- Challenge -
Report how many lines include the word "index", and nothing besides that number.
◇ ◇ ◇ ◇ ◇ ◇ ◇
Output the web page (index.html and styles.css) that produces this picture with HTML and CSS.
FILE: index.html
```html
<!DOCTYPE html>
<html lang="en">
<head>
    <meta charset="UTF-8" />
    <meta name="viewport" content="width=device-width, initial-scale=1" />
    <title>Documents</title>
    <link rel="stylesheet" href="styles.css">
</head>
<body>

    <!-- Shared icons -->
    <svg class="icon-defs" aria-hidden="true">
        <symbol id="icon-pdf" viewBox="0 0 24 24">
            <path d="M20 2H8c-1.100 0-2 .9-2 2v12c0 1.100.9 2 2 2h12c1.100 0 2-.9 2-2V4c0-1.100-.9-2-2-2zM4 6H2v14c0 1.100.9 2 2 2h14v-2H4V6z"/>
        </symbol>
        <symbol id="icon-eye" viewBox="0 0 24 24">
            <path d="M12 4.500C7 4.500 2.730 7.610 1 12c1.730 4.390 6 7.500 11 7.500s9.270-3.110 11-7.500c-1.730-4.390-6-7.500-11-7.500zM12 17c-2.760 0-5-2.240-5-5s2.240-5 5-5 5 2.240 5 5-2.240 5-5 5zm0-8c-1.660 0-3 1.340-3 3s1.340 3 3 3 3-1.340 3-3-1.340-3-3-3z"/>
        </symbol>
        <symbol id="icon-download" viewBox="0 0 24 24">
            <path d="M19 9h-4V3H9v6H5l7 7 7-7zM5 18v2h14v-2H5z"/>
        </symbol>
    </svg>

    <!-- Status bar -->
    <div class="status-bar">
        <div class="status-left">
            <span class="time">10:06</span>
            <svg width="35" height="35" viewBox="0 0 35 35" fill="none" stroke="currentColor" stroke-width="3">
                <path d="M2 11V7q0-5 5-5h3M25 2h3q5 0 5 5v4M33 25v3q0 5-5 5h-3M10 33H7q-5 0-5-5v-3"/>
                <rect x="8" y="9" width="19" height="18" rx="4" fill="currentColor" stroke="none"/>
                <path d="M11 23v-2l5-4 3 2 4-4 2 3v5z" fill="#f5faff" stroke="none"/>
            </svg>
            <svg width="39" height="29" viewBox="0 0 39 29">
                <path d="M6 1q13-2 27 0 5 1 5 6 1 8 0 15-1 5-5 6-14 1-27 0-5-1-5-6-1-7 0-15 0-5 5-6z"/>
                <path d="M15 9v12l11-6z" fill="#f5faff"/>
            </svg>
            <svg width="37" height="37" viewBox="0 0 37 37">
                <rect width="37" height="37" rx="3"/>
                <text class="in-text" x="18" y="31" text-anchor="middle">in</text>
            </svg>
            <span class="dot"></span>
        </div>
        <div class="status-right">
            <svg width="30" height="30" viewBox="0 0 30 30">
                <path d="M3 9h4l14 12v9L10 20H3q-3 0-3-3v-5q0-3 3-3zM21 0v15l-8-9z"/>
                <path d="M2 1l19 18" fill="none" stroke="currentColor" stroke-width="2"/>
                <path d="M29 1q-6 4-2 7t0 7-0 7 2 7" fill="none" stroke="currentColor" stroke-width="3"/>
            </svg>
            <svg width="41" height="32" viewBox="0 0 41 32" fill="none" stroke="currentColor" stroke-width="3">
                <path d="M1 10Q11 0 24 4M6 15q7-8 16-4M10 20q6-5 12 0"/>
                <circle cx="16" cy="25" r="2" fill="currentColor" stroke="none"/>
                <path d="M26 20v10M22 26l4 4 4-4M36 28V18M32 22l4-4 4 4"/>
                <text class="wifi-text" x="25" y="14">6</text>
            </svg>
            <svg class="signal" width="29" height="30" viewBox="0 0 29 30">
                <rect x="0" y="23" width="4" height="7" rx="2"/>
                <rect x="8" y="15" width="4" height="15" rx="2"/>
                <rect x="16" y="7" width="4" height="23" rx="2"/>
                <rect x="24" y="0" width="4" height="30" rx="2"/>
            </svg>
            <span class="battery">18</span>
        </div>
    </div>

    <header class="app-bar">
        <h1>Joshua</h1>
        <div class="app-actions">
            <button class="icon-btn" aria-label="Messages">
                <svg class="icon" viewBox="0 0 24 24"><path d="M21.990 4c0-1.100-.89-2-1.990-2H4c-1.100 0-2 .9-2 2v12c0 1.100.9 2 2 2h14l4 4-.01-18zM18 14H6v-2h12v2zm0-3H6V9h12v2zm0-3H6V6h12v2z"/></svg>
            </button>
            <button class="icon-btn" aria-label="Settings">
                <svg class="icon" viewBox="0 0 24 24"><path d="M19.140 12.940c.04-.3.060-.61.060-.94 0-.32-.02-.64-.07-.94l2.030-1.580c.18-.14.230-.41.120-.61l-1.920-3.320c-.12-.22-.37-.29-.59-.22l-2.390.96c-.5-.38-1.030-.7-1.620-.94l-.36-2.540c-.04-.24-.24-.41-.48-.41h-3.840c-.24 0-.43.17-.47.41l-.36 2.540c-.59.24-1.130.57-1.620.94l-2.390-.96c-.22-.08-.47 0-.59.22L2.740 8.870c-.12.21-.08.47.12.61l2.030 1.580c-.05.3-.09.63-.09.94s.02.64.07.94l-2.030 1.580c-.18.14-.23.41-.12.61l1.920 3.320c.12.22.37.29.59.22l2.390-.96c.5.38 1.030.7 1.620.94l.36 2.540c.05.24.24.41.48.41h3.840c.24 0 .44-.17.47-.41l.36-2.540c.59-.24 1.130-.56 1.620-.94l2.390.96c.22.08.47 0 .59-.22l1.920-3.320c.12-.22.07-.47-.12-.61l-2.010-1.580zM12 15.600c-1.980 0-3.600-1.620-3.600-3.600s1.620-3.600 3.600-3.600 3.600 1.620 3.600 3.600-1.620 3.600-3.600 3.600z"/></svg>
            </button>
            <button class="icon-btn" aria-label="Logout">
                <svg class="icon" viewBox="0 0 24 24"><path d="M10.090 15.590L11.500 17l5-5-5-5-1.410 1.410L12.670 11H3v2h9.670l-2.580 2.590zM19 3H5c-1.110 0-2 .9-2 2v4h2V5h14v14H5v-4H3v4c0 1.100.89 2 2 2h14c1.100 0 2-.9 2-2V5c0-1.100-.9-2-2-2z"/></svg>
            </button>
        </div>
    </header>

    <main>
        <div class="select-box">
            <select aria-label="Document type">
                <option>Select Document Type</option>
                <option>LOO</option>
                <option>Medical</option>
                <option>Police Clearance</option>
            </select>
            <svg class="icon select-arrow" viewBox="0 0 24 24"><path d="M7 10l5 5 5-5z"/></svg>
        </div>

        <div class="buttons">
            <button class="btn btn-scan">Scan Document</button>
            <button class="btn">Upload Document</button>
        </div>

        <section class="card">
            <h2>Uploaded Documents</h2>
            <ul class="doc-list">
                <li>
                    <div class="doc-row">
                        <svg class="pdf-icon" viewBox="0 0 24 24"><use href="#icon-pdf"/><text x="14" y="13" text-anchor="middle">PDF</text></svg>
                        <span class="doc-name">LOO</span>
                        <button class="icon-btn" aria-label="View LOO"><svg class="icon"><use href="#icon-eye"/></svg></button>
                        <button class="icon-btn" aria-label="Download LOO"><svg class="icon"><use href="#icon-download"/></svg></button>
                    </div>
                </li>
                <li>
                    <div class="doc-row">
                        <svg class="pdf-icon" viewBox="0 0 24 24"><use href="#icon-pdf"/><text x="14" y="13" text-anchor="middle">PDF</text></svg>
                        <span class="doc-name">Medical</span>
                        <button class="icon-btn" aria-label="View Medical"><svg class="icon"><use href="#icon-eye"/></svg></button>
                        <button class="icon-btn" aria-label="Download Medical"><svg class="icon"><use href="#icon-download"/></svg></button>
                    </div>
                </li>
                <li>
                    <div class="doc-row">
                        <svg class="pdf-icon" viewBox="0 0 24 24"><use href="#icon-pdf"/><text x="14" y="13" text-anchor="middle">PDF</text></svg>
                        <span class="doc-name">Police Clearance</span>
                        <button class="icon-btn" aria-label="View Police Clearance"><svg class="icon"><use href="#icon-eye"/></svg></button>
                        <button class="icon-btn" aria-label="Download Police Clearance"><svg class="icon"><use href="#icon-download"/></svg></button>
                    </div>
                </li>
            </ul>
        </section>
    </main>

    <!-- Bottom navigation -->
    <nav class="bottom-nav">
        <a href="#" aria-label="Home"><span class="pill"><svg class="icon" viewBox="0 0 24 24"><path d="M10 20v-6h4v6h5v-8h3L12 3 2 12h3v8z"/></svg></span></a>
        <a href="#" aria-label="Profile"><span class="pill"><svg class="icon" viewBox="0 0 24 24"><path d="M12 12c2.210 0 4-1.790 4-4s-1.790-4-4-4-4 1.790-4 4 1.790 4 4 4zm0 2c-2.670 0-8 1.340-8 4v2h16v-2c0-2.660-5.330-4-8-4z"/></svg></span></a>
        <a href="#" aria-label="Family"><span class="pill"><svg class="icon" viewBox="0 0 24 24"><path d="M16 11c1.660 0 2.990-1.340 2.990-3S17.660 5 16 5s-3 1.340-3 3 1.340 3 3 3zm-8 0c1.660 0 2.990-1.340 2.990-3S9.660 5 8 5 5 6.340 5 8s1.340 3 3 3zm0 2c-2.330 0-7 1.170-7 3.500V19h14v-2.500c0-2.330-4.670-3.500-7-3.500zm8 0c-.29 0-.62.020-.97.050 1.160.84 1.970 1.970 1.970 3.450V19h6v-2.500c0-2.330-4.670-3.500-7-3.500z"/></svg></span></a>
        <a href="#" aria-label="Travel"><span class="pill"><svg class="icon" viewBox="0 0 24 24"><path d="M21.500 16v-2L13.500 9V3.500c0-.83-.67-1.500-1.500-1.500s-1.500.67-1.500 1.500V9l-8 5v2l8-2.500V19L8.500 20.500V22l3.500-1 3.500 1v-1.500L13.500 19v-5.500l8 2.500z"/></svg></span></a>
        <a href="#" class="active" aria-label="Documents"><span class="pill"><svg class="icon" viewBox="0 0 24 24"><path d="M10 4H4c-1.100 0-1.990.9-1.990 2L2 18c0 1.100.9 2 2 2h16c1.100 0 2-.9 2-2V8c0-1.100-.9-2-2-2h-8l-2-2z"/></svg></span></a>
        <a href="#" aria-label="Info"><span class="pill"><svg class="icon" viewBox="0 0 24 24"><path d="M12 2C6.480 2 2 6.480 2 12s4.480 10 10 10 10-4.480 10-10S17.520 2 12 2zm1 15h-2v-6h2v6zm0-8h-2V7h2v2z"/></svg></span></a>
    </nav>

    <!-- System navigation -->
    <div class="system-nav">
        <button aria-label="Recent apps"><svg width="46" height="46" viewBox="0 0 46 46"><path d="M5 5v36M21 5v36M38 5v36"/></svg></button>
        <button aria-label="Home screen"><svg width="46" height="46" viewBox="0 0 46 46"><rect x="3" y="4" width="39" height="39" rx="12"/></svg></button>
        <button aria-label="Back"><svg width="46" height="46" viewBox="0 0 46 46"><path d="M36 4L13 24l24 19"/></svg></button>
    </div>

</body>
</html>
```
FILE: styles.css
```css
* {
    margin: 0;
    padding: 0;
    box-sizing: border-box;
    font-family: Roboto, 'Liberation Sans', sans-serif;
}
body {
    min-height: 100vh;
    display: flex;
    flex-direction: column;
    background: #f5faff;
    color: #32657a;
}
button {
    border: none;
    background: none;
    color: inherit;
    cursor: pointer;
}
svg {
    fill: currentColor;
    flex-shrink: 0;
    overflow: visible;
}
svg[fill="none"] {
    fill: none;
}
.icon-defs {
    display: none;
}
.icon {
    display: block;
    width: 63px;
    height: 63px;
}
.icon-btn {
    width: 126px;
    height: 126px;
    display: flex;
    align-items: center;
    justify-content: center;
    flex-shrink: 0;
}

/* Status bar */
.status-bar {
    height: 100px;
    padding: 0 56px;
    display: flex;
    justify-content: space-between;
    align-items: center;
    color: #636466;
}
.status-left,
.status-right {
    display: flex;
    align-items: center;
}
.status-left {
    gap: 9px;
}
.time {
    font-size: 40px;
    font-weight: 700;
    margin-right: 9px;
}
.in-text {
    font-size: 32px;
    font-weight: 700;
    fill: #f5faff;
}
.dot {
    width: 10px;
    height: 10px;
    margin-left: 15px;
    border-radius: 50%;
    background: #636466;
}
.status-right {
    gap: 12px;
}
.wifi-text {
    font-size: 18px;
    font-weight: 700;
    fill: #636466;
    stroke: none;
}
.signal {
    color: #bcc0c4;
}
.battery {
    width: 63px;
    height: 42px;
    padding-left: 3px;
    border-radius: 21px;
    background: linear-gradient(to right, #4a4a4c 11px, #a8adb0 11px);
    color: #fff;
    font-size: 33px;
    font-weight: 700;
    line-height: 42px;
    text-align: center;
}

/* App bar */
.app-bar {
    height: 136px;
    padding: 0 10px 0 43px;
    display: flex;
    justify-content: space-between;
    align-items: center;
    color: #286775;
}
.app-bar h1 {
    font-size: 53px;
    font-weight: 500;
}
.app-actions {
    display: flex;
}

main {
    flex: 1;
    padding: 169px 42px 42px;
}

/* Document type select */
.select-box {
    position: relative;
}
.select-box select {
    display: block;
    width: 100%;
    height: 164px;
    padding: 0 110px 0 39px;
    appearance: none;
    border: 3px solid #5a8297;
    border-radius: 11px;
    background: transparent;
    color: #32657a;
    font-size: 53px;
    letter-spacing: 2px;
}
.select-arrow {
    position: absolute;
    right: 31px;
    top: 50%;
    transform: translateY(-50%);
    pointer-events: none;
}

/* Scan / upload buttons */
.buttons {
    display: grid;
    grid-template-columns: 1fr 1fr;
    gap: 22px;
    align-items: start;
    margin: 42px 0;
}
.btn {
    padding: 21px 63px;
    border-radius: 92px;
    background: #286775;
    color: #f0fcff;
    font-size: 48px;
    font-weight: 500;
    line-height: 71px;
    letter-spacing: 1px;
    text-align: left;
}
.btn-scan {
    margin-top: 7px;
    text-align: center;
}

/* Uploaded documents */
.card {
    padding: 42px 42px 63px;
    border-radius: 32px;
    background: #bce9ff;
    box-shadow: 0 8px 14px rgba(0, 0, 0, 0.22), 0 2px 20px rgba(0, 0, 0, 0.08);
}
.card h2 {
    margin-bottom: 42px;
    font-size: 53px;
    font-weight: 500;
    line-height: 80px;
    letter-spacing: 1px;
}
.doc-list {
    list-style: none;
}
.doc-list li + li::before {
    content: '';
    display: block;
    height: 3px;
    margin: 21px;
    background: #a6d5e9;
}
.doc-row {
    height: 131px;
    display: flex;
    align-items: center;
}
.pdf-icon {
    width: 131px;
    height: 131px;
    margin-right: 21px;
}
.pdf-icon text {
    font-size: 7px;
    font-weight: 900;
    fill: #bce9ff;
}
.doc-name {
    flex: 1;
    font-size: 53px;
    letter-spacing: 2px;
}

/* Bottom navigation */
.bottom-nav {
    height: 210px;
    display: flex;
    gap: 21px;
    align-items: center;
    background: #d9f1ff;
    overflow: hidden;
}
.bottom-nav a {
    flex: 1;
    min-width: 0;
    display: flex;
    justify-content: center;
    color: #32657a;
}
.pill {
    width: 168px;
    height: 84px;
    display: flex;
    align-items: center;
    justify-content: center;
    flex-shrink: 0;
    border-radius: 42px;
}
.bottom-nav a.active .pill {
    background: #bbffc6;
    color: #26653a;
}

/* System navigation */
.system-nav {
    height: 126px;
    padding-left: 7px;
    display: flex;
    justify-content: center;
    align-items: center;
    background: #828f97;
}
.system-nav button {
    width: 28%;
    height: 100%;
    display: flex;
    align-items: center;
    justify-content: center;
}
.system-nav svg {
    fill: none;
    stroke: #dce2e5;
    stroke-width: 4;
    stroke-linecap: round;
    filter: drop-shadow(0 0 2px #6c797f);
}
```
◇ ◇ ◇ ◇ ◇ ◇ ◇
- Output for this exercise -
2